Business history is full of companies that dominated and great leadership, vision, culture, strategy, scale and were going to dominate forever; Bell, IBM, GE, Intel, Poloroid, Kodak, Sears, Nokia, BlackBerry, Nortel.…. The list is long and twenty years from now there will be some new ones we think can’t lose.

Some like Microsoft and Apple rediscover dominance to recover themselves, will Intel be the same?

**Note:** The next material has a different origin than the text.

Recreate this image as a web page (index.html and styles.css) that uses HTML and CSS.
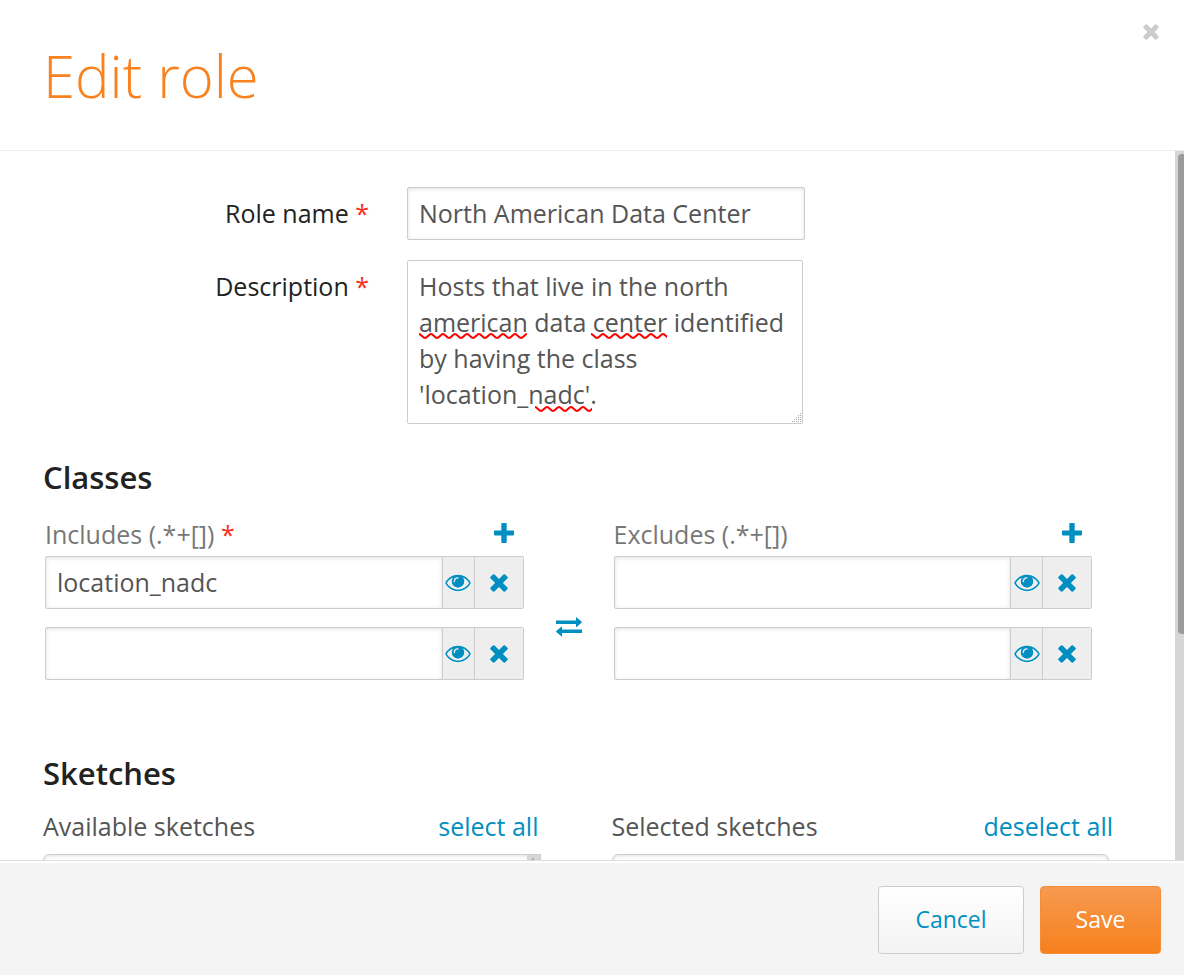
FILE: index.html
```html
<!DOCTYPE html>
<html lang="en">
<head>
<meta charset="utf-8">
<meta name="viewport" content="width=device-width, initial-scale=1">
<title>Edit role</title>
<link rel="stylesheet" href="styles.css">
</head>
<body>
<svg class="sprite" aria-hidden="true">
  <symbol id="cross" viewBox="0 0 18 18"><g transform="rotate(45 9 9)"><rect x="-1.300" y="6.200" width="20.600" height="5.600" rx="1.200"/><rect x="6.200" y="-1.300" width="5.600" height="20.600" rx="1.200"/></g></symbol>
  <symbol id="plus" viewBox="0 0 20 20"><path d="M8.300 0h3.400q1 0 1 1v6.500H19q1 0 1 1v3q0 1-1 1h-6.300V19q0 1-1 1H8.300q-1 0-1-1v-6.500H1q-1 0-1-1v-3q0-1 1-1h6.300V1q0-1 1-1z"/></symbol>
  <symbol id="eye" viewBox="0 0 26 18"><path fill-rule="evenodd" d="M13 .8c5.500 0 10 3 12.500 7.400q.4.800 0 1.600C23 14.200 18.500 17.200 13 17.200S3 14.200.5 9.800q-.4-.8 0-1.600C3 3.800 7.500.8 13 .8zM8.200 3.400C5.500 4.400 3.300 6.400 1.900 9c2.400 4 6.400 6.500 11.100 6.500S21.700 13 24.100 9c-1.400-2.600-3.600-4.600-6.300-5.600A6.200 6.200 0 1 1 8.200 3.400z"/><circle cx="13" cy="7.500" r="6"/><path class="eye-glint" d="M9.300 7.600c0-2.200 1.500-3.700 3.700-3.700" /></symbol>
  <symbol id="swap" viewBox="0 0 26 20"><path d="M0 3.500h20V.8q0-.8.7-.3l5 4.300q.5.400 0 .8l-5 4.300q-.7.500-.7-.3V7H0zM26 16H6v2.900q0 .8-.7.300l-5-4.300q-.5-.4 0-.8l5-4.300q.7-.5.7.3v2.400h20z"/></symbol>
  <pattern id="wave" width="12" height="6" patternUnits="userSpaceOnUse"><path d="M0 1c2 0 4 4 6 4s4-4 6-4" fill="none" stroke="#f00" stroke-width="2"/></pattern>
</svg>
<main class="dialog">
  <header class="dialog-header">
    <h1 class="title">Edit role</h1>
    <button class="icon-button close" type="button" aria-label="Close"><svg><use href="#cross"/></svg></button>
  </header>
  <div class="dialog-body">
    <form class="content" id="role-form">
      <div class="field">
        <label class="field-label" for="name">Role name <span class="required">*</span></label>
        <input class="text-box name-box" id="name" type="text" value="North American Data Center">
      </div>
      <div class="field">
        <label class="field-label" for="description">Description <span class="required">*</span></label>
        <div class="description-wrap">
          <textarea class="text-box description-box" id="description">Hosts that live in the north
american data center identified
by having the class
'location_nadc'.</textarea>
          <svg class="squiggle squiggle-american"><rect width="100%" height="6" fill="url(#wave)"/></svg>
          <svg class="squiggle squiggle-center"><rect width="100%" height="6" fill="url(#wave)"/></svg>
          <svg class="squiggle squiggle-nadc"><rect width="100%" height="6" fill="url(#wave)"/></svg>
          <svg class="grip" viewBox="0 0 10 10"><path d="M8 0h1v1H8zM6 2h1v1H6zM8 2h1v1H8zM4 4h1v1H4zM6 4h1v1H6zM8 4h1v1H8zM2 6h1v1H2zM4 6h1v1H4zM6 6h1v1H6zM8 6h1v1H8zM0 8h1v1H0zM2 8h1v1H2zM4 8h1v1H4zM6 8h1v1H6zM8 8h1v1H8z"/></svg>
        </div>
      </div>
      <h2 class="section-title">Classes</h2>
      <div class="classes">
        <div class="class-column">
          <div class="class-header"><label for="include-1">Includes (.*+[]) <span class="required">*</span></label><button class="icon-button add" type="button" aria-label="Add include"><svg><use href="#plus"/></svg></button></div>
          <div class="class-row"><input class="text-box class-box" id="include-1" type="text" value="location_nadc"><button class="addon view" type="button" aria-label="View hosts"><svg><use href="#eye"/></svg></button><button class="addon remove" type="button" aria-label="Remove"><svg><use href="#cross"/></svg></button></div>
          <div class="class-row"><input class="text-box class-box" type="text" aria-label="Include 2"><button class="addon view" type="button" aria-label="View hosts"><svg><use href="#eye"/></svg></button><button class="addon remove" type="button" aria-label="Remove"><svg><use href="#cross"/></svg></button></div>
        </div>
        <button class="icon-button swap" type="button" aria-label="Swap includes and excludes"><svg><use href="#swap"/></svg></button>
        <div class="class-column">
          <div class="class-header"><label for="exclude-1">Excludes (.*+[])</label><button class="icon-button add" type="button" aria-label="Add exclude"><svg><use href="#plus"/></svg></button></div>
          <div class="class-row"><input class="text-box class-box" id="exclude-1" type="text"><button class="addon view" type="button" aria-label="View hosts"><svg><use href="#eye"/></svg></button><button class="addon remove" type="button" aria-label="Remove"><svg><use href="#cross"/></svg></button></div>
          <div class="class-row"><input class="text-box class-box" type="text" aria-label="Exclude 2"><button class="addon view" type="button" aria-label="View hosts"><svg><use href="#eye"/></svg></button><button class="addon remove" type="button" aria-label="Remove"><svg><use href="#cross"/></svg></button></div>
        </div>
      </div>
      <h2 class="section-title sketches-title">Sketches</h2>
      <div class="sketches">
        <section>
          <div class="sketch-header"><span>Available sketches</span><a class="link" href="#available">select all</a></div>
          <div class="sketch-list has-scroll" id="available"><div class="list-track"><svg viewBox="0 0 6 4"><path d="M3 0l3 4H0z"/></svg></div></div>
        </section>
        <section>
          <div class="sketch-header sketch-header-wide"><span>Selected sketches</span><a class="link" href="#selected">deselect all</a></div>
          <div class="sketch-list" id="selected"></div>
        </section>
      </div>
    </form>
    <div class="scroll-track"><div class="scroll-thumb"></div></div>
  </div>
  <footer class="dialog-footer">
    <button class="button cancel" type="button">Cancel</button>
    <button class="button save" type="submit" form="role-form">Save</button>
  </footer>
</main>
</body>
</html>
```
FILE: styles.css
```css
* { box-sizing: border-box; }
body { margin: 0; background: #fff; color: #222; font: 500 25px/36px "Open Sans", Lato, sans-serif; }
button, input, textarea { margin: 0; font: inherit; }
svg { display: block; fill: currentColor; }
.sprite { position: absolute; width: 0; height: 0; }

.dialog { display: flex; flex-direction: column; height: 100vh; }
.dialog-header { display: flex; justify-content: space-between; flex: none; height: 151px; padding: 23px 25px 0 43px; border-bottom: 1px solid #ececec; }
.title { margin: 18px 0 0; color: #f8821f; font-size: 58px; font-weight: 300; line-height: 70px; }
.icon-button { display: flex; align-items: center; justify-content: center; padding: 0; border: 0; background: none; color: #008fc0; cursor: pointer; }
.close { width: 17px; height: 17px; color: #ccc; }
.close svg { width: 16px; height: 16px; }

.dialog-body { display: flex; flex: 1; min-height: 0; overflow: hidden; }
.content { flex: 1; min-width: 0; padding-top: 36px; }
.scroll-track { flex: none; width: 9px; padding: 3px 0 0 3px; background: #d6d6d6; overflow: hidden; }
.scroll-thumb { width: 9px; height: 68%; border-radius: 4px; background: #9c9c9e; }

.field { display: grid; grid-template-columns: 369fr 768fr; column-gap: 38px; margin-bottom: 20px; }
.field-label { padding-top: 8px; text-align: right; }
.required { color: #f62e22; }
.text-box { display: block; width: 100%; height: 53px; padding: 0 11px 2px; border: 1px solid #ccc; border-radius: 2px; outline: 0; background: #fff; color: #555; box-shadow: inset 0 1px 4px rgba(0, 0, 0, .12); }
.name-box { max-width: 398px; }
.description-wrap { position: relative; max-width: 396px; }
.description-box { height: 164px; padding: 7px 11px; resize: none; overflow: hidden; white-space: pre; box-shadow: none; }
.squiggle { position: absolute; height: 6px; pointer-events: none; }
.squiggle-american { left: 12px; top: 73px; width: 108px; }
.squiggle-center { left: 184px; top: 73px; width: 76px; }
.squiggle-nadc { left: 128px; top: 146px; width: 57px; }
.grip { position: absolute; right: 1px; bottom: 1px; width: 10px; height: 10px; fill: #aaa; pointer-events: none; }

.section-title { margin: 33px 0 0 43px; font-size: 31px; font-weight: 600; line-height: 40px; }
.classes { display: grid; grid-template-columns: 1fr 90px 1fr; margin-top: 16px; padding: 0 83px 0 45px; }
.class-header { display: flex; align-items: center; justify-content: space-between; height: 41px; margin-bottom: 2px; padding-right: 10px; color: #777; }
.add { margin-bottom: 2px; }
.add svg { width: 20px; height: 20px; }
.class-row { display: flex; margin-bottom: 18px; }
.class-box { flex: 1; min-width: 0; border-radius: 2px 0 0 2px; }
.addon { display: flex; flex: none; align-items: center; justify-content: center; height: 53px; padding: 0; border: 1px solid #ccc; border-left: 0; background: #eee; color: #008fc0; cursor: pointer; }
.addon svg { filter: drop-shadow(0 1px 0 #fff); }
.view { width: 32px; }
.view svg { width: 26px; height: 18px; }
.remove { width: 49px; border-radius: 0 2px 2px 0; }
.remove svg { width: 18px; height: 18px; }
.eye-glint { fill: none; stroke: #eee; stroke-width: 1.400; stroke-linecap: round; }
.swap { align-self: center; margin-top: 43px; }
.swap svg { width: 26px; height: 20px; }

.sketches-title { margin-top: 55px; }
.sketches { display: grid; grid-template-columns: 1fr 1fr; column-gap: 71px; margin-top: 12px; padding: 0 66px 0 43px; color: #555; }
.sketch-header { display: flex; align-items: center; justify-content: space-between; height: 42px; margin-bottom: 7px; padding-right: 2px; }
.sketch-header-wide { margin-right: -4px; padding-right: 0; }
.link { color: #008fc0; text-decoration: none; }
.sketch-list { height: 200px; border: 1px solid #ccc; border-radius: 6px; box-shadow: inset 0 1px 4px rgba(0, 0, 0, .12); }
.has-scroll { display: flex; justify-content: flex-end; border-radius: 6px 0 0 6px; }
.list-track { width: 13px; padding: 3px 0 0 3px; background: #d6d6d6; }
.list-track svg { width: 6px; height: 4px; fill: #999; }

.dialog-footer { display: flex; flex: none; align-items: center; justify-content: flex-end; gap: 16px; height: 115px; padding: 4px 23px 0; border-top: 1px solid #ddd; background: #f4f4f4; box-shadow: inset 0 2px 0 #fff; }
.button { height: 68px; padding: 0 0 2px; border: 1px solid #ccc; border-radius: 4px; font-size: 23px; cursor: pointer; }
.cancel { width: 146px; background: linear-gradient(#fff, #f3f3f3); color: #008fc0; }
.save { width: 121px; border-color: #f58d37; background: linear-gradient(#f79a50, #f6801c); color: #fff; }
```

Microsoft recovered itself by getting rid of Steve Ballmer as CEO and putting Satya Nadella in that position. Ballmer thought the world was Windows in clients and servers forever, and caused Microsoft to lose cloud computing leadership to Amazon, and they still haven't caught up. Now Nadella is pushing hard in AI, which is the right thing to do. He's the best thing to happen to Microsoft in a long time. Gelsinger is, IMO, like Ballmer, still living in the past, so I'm much less optimistic, but his strategy for IFS gives me a little hope.
 
When you have Apple, Nvidia, AMD, Qualcomm, Intel, Microsoft, Broadcom and others you just need to listen to your collective customers what they want
And what they foresee. This is an often overlooked key benefit. All the futures funnel through TSMC at the moment. Any one customer may stumble, but the ones who see the correct path will grow, and TSMC has all paths covered.